Conte da avvocato del popolo a pm anti Pd. E i sondaggi gelano Schlein – Il Tempo

«Forza che ce la possiamo fare», l’incitamento del “comandante” alle truppe. Il riferimento è alle prime rilevazioni a caldo di Nando Pagnoncelli dopo le inchieste di Milano e di Pesaro: il Pd continua ascendere avvicinandosi paurosamente verso i minimi storici ed il M5S sale. Il grafico inchioda il Nazareno al 21,1 e fissa la prestazione dei post grillini al 14,3%, un distacco di meno di 7 punti. Giorgia Meloni stabile al 28%, guarda dall’alto la rissa degli sfidanti.
Paradossale la reazione del Pd, tappeti rossi all’invasore di via di Campo Marzio. Un vero e proprio inchino, «chiedo la clemenza signor giudice». Una subalternità evidente, una sorta di genuflessione all’alleato che può fare molto male alla coalizione. Non solo ad Ancona ma anche nelle altre Regioni che andranno al voto da settembre a novembre.

Un quarto grado preventivo istituito dal leader dei 5 Stelle, che da avvocato del popolo si trasforma in pubblico ministero anti Pd. Entra in confessionale Matteo Ricci, il candidato “congelato” nelle Marche: «A me è arrivato l’avviso di garanzia alle 15. Alle 17, sia lui chela Schlein, avevano già tutte le carte. Così io mi sono mosso dal primo minuto ed è giusto che leggano le carte».
Giuseppe Conte ha preso sul serio l’attività da svolgere e si è limitato ad emanare i principi generali: «L’avviso di garanzia non è una condanna, bisogna vedere se uno è onesto o meno». Troppa grazia signor giudice, si affretta a dire “l’imputato”, già sindaco di Pesaro: «Ho apprezzato molto le parole di Conte e sono molto contento dell’impegno di questi cinque mesi di lavoro».

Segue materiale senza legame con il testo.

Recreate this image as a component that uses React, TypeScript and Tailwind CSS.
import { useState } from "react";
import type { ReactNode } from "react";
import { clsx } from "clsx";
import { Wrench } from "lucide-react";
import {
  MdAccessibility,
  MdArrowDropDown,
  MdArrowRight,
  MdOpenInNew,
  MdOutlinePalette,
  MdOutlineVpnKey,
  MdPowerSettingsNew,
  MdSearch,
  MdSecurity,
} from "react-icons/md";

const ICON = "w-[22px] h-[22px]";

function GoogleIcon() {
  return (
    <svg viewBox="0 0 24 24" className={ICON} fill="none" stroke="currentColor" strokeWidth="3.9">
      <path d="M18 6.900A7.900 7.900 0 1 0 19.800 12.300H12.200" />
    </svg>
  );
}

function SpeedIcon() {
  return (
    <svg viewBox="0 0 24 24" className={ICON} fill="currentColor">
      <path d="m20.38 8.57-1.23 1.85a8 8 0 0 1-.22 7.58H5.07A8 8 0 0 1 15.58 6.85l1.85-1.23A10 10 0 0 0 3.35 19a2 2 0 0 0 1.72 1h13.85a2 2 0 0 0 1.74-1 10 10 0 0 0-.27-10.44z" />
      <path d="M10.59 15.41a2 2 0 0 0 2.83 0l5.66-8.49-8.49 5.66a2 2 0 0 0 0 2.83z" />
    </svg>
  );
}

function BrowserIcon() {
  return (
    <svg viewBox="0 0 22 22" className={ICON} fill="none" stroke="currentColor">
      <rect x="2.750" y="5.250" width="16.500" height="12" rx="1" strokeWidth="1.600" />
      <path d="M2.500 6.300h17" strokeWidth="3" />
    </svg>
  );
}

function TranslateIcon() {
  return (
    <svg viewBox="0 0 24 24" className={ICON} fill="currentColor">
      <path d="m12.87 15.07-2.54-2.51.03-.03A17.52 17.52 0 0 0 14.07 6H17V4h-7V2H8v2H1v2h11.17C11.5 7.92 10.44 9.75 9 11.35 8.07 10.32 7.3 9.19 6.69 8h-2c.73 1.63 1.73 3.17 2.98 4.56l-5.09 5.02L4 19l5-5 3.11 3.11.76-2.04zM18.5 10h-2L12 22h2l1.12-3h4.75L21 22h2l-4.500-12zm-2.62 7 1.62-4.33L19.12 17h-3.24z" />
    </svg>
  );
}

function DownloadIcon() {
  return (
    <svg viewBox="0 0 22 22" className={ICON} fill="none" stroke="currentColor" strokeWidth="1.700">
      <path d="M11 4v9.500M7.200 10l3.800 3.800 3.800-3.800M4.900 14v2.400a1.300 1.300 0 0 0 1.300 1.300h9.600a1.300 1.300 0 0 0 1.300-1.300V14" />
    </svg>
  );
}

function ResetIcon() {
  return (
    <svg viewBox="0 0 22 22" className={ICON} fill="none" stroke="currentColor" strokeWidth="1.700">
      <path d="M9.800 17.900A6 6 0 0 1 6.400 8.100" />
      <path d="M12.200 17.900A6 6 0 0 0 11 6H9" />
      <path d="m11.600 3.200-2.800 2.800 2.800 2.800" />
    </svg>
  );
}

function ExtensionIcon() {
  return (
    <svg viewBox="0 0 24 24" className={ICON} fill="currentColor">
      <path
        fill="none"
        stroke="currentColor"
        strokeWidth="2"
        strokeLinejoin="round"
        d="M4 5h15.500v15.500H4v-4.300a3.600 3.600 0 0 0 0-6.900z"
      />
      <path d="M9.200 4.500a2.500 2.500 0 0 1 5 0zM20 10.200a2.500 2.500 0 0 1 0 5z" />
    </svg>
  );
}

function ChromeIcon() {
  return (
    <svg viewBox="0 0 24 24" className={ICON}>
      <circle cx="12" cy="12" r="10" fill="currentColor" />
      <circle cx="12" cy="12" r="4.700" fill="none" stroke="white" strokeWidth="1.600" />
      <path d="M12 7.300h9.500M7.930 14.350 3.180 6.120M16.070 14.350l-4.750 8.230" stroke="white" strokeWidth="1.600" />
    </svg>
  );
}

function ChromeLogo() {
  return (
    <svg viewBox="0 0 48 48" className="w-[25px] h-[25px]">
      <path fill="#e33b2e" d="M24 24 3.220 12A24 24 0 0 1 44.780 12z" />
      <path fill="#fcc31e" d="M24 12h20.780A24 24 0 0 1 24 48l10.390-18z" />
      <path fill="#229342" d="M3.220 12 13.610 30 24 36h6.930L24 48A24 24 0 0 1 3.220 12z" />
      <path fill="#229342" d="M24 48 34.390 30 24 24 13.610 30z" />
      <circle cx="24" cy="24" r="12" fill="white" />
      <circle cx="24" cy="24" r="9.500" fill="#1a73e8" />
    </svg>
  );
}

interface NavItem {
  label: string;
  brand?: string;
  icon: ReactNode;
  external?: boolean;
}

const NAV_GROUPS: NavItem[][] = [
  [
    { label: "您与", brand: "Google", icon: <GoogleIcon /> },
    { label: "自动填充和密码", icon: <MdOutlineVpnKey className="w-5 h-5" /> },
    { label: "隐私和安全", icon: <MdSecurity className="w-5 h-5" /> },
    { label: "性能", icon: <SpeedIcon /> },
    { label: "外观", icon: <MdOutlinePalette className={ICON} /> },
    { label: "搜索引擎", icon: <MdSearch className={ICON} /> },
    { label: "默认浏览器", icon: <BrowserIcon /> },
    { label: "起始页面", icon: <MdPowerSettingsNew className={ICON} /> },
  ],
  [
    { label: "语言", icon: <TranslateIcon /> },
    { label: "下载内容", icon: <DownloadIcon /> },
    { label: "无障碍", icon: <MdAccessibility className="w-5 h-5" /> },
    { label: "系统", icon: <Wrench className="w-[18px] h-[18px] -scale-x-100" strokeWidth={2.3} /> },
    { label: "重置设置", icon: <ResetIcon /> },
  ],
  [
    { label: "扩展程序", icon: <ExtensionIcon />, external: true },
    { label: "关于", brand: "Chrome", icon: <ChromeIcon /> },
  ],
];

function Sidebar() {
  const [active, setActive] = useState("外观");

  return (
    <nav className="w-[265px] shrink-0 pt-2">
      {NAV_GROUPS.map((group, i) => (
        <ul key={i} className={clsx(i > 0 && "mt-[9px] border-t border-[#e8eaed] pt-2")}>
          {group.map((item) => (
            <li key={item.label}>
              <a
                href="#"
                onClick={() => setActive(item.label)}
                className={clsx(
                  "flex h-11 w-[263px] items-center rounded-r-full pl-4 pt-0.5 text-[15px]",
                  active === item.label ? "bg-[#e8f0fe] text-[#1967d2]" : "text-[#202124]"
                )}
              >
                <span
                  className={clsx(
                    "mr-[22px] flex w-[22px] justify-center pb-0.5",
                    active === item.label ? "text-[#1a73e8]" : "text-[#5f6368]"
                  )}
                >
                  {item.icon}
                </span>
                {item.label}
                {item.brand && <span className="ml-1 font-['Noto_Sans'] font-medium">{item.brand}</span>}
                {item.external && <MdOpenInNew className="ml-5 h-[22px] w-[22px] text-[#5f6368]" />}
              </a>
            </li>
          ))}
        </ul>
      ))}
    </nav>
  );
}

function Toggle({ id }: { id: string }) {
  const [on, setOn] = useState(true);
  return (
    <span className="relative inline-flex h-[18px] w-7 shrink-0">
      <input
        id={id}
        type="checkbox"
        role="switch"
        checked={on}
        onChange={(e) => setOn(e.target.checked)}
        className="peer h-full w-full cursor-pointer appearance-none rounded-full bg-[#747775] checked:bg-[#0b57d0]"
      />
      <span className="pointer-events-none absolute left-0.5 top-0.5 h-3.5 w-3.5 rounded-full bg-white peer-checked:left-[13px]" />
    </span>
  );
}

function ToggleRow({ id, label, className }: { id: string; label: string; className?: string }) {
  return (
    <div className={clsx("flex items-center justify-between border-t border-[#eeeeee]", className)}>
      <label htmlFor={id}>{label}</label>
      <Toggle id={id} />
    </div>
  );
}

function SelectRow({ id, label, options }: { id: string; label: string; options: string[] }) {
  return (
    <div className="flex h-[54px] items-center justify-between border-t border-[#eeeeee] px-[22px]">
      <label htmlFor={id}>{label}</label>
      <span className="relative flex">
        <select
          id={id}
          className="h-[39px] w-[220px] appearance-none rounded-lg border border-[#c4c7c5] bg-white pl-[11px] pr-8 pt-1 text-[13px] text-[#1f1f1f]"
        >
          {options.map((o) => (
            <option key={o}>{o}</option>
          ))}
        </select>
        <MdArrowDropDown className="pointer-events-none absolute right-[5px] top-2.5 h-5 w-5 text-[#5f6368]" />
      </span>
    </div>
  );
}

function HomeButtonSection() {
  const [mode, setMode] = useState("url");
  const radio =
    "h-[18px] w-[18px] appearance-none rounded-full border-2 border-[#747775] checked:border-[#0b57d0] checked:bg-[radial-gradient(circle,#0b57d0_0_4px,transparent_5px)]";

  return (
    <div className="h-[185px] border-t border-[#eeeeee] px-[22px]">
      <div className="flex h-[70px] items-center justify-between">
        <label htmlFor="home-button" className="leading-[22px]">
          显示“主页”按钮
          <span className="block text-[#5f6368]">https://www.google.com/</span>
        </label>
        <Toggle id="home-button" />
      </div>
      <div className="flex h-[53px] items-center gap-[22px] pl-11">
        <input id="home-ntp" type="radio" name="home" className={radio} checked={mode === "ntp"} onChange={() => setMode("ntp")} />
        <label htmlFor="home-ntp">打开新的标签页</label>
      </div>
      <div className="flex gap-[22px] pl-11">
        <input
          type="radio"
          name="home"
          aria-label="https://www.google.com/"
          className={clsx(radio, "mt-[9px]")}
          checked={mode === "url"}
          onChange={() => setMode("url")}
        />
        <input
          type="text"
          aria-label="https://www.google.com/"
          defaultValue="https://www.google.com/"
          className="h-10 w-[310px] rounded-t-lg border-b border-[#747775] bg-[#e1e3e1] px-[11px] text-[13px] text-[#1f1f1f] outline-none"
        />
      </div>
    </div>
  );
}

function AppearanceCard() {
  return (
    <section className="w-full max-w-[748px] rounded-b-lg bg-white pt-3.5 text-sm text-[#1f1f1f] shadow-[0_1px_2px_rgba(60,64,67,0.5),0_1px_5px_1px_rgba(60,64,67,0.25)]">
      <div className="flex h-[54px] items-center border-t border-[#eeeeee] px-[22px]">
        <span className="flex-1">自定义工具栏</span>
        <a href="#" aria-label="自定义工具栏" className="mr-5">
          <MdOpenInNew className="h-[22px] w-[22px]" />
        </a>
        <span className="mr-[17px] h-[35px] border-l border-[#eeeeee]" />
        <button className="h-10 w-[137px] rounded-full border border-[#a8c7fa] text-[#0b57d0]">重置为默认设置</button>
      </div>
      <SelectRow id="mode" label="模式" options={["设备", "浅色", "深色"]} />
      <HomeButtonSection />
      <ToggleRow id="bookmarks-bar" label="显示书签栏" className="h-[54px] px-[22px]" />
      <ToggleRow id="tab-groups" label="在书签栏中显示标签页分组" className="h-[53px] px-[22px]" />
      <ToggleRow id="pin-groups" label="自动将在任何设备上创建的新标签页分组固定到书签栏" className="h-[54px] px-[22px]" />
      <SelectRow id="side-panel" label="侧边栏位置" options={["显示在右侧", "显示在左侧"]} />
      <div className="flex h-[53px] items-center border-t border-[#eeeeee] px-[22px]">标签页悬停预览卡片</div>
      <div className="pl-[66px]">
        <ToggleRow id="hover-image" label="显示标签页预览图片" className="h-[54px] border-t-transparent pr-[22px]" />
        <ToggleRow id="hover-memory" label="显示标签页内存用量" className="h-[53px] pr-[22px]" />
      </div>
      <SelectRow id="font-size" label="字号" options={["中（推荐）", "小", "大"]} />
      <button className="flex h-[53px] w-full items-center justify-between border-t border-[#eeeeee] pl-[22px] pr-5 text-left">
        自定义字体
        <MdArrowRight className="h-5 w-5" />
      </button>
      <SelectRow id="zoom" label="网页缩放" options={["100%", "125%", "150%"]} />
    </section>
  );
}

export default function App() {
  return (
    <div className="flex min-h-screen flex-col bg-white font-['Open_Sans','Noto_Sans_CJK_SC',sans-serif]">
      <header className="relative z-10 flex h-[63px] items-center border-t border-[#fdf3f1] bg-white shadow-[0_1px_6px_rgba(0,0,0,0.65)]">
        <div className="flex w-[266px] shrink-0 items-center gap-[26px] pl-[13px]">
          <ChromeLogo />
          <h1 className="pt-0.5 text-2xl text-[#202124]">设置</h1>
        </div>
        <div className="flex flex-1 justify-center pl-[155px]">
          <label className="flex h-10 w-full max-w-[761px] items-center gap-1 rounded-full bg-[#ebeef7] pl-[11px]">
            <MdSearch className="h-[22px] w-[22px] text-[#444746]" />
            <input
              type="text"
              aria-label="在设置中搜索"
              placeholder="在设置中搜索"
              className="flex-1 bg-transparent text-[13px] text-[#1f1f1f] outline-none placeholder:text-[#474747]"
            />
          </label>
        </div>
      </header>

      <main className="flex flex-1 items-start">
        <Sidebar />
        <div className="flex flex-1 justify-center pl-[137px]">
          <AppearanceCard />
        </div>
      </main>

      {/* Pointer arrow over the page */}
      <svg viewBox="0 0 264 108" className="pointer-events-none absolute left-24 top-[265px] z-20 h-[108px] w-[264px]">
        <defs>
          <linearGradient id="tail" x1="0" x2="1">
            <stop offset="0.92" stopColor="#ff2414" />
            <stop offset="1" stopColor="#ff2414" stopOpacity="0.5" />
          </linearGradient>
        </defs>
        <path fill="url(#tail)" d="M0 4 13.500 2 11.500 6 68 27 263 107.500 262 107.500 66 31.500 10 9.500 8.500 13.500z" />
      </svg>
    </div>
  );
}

Una nuova doccia gelata ad Ancona: un’altra rilevazione vede Francesco Acquaroli, Presidente in carica e candidato del centrodestra, decisamente in testa. Insomma piove sul bagnato. E l’eurodeputato intanto si imbarca in un tour propagandistico: «Ricci on the beach». Al Nazareno sanno che non c’è alternativa ai colpi di “testa” del partner, anzi l’ordine di scuderia è di accontentarlo in ogni modo, di spianargli la strada. Ieri si è incaricato di spiegarlo l’eurodeputato Sandro Ruotolo, un fedelissimo della segretaria: «Abbiamo il dovere di vincere, dobbiamo costruire la massima unità dovunque». In pratica una resa. Anche in Toscana, dove il M5S sta per imbarcarsi, riconoscendo la guida ad Eugenio Giani. Con un ricco premio in caso di vittoria: il Pd è pronto a riconoscergli qualche assessorato e forse persino la vicepresidenza. Ponti d’oro per farsi dettare la linea, come passare dalla vocazione maggioritaria a quella minoritaria.
Oltre alle Marche in attesa del giudizio politico dei post grillini (arriverà quando Ricci andrà in procura il 30 luglio), la Campania è di nuovo sottosopra. A Napoli a rischiare è il quasi aspirante Roberto Fico, l’anatema di Vincenzo De Luca rischia di pesare. Il governatore pretende almeno una rosa di nomi, i suoi preferitidentro il M5S- restano il vicepresidente della Camera Sergio Costa e la senatrice Mariolina Castellone. In pratica trattativa che riparte da zero, la “pistola” dello sceriffo è sul tavolo: senza accordo, ho sei liste pronte a rivendicare la mia eredità.

Acque agitatissime in Puglia, nessuno fa un passo indietro. A Bari i contendenti sono Antonio Decaro, candidato in pectore da un anno, ed il governatore in carica Michele Emiliano, che pretende un posto in lista nel prossimo Consiglio regionale. L’ex sindaco di Bari punta i piedi: «Sto bene a Bruxelles», un modo eloquente per dire semi volete convincete Emiliano a togliersi di torno.
Morale? Senza la resa di uno dei due contendenti, il Nazareno sarà costretto in extremis a rivolgersi al capogruppo dem Francesco Boccia.
L’estate rovente del Nazareno, non c’è pace intorno al campo largo.